» **PROBLEM STATEMENT**
Scan the data. Collect each line that contains the word "styles".
Start DATA SHOWN
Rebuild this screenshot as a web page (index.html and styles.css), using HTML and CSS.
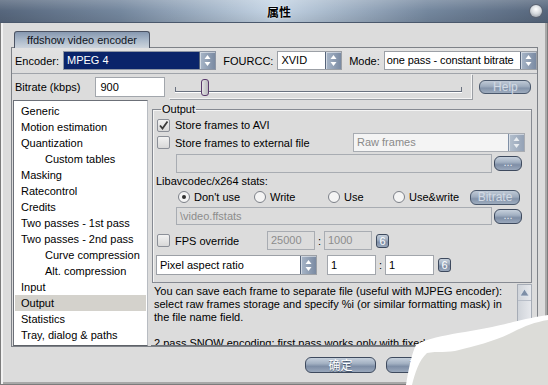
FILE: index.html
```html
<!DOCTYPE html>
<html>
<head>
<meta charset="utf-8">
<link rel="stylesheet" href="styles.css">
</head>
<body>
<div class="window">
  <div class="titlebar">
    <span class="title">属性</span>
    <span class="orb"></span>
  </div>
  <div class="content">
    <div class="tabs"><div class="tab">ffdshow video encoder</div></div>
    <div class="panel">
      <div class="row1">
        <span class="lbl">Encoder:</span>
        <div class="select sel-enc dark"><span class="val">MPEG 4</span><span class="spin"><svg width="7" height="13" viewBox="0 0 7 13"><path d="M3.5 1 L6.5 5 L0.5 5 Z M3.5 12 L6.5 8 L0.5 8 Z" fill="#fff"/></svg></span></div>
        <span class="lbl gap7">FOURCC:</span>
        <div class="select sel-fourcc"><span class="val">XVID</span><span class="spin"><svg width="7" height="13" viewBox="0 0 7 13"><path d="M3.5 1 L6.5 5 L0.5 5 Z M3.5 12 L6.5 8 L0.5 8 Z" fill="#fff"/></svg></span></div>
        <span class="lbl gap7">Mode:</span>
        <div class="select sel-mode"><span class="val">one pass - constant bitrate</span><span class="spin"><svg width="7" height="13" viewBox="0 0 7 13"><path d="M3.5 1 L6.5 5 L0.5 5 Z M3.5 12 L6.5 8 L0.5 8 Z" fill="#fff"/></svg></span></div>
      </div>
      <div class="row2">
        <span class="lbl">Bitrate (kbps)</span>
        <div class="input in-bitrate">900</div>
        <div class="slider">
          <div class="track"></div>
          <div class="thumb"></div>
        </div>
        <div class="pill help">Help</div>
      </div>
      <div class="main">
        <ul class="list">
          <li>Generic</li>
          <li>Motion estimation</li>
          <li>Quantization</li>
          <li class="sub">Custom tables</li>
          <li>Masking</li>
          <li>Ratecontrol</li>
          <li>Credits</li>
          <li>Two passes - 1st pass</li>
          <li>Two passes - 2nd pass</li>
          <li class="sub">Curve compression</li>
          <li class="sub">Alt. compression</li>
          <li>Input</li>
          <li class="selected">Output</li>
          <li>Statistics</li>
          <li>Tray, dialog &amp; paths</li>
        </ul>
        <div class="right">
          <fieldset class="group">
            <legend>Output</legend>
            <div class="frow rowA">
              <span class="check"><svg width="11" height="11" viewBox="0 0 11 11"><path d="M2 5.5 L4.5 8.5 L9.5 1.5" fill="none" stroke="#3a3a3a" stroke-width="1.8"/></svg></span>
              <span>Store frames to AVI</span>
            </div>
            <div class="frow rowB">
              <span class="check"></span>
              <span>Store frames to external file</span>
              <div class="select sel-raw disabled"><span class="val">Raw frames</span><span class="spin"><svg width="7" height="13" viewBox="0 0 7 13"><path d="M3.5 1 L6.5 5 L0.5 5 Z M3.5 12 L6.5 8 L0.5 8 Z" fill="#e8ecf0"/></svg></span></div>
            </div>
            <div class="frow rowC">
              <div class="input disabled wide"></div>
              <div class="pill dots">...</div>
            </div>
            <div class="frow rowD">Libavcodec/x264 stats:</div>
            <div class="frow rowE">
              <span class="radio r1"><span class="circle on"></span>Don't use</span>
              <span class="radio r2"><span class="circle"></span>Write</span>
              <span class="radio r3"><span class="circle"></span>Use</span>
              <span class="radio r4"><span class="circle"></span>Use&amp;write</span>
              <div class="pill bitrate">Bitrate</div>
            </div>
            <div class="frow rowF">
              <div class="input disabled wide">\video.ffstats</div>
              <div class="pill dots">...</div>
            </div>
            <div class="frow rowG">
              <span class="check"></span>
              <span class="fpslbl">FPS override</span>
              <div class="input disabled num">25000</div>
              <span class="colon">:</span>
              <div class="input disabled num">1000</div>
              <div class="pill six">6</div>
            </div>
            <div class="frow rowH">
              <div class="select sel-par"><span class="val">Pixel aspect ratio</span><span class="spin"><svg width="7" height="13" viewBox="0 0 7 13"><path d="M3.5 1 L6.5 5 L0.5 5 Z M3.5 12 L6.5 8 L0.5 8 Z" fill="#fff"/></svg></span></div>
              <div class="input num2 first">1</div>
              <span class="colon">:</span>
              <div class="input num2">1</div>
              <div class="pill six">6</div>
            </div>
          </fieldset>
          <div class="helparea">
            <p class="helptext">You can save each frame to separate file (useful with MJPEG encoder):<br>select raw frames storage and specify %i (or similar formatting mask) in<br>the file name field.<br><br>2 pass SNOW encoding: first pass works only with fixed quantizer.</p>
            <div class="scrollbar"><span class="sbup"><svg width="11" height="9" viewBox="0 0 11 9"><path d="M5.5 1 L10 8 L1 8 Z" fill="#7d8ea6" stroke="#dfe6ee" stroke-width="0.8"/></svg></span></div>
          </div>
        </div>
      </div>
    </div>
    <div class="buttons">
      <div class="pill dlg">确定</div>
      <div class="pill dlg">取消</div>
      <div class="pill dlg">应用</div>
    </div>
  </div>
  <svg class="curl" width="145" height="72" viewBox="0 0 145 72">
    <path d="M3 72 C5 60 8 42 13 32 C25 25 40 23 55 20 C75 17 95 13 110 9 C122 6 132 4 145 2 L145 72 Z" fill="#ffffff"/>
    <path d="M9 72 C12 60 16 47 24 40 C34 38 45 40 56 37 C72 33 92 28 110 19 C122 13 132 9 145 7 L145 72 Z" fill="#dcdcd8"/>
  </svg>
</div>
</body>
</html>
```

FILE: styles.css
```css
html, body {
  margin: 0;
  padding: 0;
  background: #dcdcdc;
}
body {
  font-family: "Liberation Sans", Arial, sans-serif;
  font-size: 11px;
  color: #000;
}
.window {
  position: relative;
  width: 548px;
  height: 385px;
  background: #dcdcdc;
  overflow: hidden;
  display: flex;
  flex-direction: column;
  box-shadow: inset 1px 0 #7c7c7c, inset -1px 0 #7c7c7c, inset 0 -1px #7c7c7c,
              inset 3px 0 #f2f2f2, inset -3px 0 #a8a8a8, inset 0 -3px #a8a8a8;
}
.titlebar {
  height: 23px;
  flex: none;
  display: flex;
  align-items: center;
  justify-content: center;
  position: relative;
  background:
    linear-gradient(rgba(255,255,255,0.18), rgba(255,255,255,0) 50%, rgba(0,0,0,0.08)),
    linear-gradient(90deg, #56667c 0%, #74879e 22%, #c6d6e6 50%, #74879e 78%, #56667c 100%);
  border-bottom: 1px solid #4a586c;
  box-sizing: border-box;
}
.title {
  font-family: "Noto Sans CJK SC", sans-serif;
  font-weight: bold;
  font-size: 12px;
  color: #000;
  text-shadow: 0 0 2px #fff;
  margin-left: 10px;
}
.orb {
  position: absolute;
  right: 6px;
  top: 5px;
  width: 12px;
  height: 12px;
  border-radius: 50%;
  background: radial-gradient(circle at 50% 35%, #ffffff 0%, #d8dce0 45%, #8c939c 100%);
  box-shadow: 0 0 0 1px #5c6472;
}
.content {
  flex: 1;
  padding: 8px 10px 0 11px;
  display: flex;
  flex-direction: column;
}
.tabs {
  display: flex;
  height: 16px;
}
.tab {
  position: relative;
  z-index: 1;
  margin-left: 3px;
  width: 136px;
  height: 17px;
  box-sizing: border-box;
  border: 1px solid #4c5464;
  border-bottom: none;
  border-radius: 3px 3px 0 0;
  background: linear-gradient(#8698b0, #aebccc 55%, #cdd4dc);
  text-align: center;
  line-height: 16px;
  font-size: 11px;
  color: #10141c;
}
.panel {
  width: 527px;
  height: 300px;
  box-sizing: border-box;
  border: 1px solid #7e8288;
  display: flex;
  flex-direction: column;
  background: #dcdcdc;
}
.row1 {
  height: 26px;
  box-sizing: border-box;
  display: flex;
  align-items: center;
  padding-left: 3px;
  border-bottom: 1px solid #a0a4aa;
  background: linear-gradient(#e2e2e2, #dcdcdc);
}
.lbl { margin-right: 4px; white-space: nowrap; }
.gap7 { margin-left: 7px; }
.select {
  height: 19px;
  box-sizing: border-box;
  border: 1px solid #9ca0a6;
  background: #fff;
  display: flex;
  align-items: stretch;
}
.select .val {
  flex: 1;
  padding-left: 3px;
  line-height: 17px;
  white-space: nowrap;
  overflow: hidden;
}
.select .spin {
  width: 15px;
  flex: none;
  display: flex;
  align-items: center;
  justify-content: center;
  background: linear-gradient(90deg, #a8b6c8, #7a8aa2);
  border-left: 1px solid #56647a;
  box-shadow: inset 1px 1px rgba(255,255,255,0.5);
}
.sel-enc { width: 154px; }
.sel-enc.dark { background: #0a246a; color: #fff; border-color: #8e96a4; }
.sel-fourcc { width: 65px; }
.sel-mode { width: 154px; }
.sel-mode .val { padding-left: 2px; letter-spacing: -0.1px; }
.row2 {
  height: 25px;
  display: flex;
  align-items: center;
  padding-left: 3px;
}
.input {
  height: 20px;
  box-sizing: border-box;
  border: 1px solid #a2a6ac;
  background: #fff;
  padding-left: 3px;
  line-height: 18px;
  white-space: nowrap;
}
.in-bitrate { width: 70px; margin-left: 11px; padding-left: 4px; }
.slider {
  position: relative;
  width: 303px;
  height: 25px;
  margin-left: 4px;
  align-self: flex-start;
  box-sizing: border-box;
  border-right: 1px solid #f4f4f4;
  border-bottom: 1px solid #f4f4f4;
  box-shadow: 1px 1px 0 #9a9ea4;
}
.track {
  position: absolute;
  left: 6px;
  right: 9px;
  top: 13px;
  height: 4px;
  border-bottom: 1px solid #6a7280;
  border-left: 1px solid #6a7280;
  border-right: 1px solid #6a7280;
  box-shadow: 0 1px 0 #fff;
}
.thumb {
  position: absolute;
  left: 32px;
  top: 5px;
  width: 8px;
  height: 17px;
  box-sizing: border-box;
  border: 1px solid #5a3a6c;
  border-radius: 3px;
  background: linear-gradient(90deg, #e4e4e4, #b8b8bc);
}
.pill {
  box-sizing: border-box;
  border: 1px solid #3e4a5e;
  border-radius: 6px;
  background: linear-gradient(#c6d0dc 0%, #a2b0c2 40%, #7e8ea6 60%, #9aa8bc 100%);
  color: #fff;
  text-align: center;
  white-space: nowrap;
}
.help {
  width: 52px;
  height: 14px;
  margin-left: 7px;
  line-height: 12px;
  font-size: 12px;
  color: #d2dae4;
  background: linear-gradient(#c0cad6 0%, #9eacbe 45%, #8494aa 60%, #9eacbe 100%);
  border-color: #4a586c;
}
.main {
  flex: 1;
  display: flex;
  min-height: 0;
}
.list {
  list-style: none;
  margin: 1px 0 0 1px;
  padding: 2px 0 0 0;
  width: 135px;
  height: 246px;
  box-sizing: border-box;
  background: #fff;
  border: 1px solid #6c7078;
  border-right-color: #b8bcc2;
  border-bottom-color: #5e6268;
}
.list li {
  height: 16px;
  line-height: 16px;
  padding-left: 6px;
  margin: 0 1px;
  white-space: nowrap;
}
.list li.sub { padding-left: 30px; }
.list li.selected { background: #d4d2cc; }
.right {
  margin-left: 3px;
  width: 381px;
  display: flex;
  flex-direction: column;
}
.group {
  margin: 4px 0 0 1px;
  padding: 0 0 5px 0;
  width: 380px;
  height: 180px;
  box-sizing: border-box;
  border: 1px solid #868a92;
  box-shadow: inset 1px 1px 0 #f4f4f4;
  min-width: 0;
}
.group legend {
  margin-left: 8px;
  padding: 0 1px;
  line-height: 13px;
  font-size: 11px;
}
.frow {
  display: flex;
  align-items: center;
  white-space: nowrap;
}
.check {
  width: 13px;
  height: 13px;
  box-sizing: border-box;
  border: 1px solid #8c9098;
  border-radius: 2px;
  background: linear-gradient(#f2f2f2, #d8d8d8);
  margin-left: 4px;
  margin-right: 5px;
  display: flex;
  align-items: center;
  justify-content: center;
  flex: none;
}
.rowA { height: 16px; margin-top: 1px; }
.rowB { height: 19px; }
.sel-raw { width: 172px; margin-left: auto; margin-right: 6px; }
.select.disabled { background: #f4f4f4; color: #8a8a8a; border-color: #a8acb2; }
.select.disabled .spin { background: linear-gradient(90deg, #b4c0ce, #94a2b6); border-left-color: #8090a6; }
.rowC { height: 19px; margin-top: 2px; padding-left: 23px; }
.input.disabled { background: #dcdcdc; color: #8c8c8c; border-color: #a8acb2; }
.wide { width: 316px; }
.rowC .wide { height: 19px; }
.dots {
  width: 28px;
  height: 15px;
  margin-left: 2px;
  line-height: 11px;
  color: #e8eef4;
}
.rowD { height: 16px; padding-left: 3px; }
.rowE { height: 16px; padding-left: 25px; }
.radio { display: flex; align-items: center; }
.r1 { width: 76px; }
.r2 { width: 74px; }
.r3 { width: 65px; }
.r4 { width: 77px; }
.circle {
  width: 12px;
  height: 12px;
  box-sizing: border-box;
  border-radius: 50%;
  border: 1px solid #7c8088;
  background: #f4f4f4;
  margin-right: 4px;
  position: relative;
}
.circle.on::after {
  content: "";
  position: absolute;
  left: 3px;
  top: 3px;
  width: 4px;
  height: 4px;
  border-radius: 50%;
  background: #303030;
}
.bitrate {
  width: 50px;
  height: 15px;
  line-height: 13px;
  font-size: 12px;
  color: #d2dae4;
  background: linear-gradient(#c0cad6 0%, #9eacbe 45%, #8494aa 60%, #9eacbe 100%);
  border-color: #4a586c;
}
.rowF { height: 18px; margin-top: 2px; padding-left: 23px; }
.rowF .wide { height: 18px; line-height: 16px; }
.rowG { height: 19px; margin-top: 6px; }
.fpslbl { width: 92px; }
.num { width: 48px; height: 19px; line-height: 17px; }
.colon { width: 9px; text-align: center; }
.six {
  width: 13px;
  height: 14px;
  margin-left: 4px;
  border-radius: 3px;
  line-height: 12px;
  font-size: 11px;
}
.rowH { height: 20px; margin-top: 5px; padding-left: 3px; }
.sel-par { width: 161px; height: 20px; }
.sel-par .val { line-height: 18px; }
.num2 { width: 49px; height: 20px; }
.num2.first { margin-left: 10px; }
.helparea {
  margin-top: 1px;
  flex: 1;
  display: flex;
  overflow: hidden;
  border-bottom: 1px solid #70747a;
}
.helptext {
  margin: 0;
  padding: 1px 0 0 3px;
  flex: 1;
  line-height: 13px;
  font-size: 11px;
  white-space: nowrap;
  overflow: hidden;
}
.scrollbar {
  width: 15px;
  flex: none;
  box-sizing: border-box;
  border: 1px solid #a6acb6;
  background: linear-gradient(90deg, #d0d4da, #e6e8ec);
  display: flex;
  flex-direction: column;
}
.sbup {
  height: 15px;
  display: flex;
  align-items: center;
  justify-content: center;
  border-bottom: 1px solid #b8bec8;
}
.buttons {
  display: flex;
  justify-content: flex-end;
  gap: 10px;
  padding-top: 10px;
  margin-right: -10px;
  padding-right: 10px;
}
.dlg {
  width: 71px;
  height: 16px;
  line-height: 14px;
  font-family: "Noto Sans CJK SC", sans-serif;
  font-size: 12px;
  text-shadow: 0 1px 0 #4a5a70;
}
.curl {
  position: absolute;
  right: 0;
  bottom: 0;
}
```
End DATA SHOWN
» **OUTPUT BELOW**
Rebuild this screenshot as a web page (index.html and styles.css), using HTML and CSS.
<link rel="stylesheet" href="styles.css">
FILE: styles.css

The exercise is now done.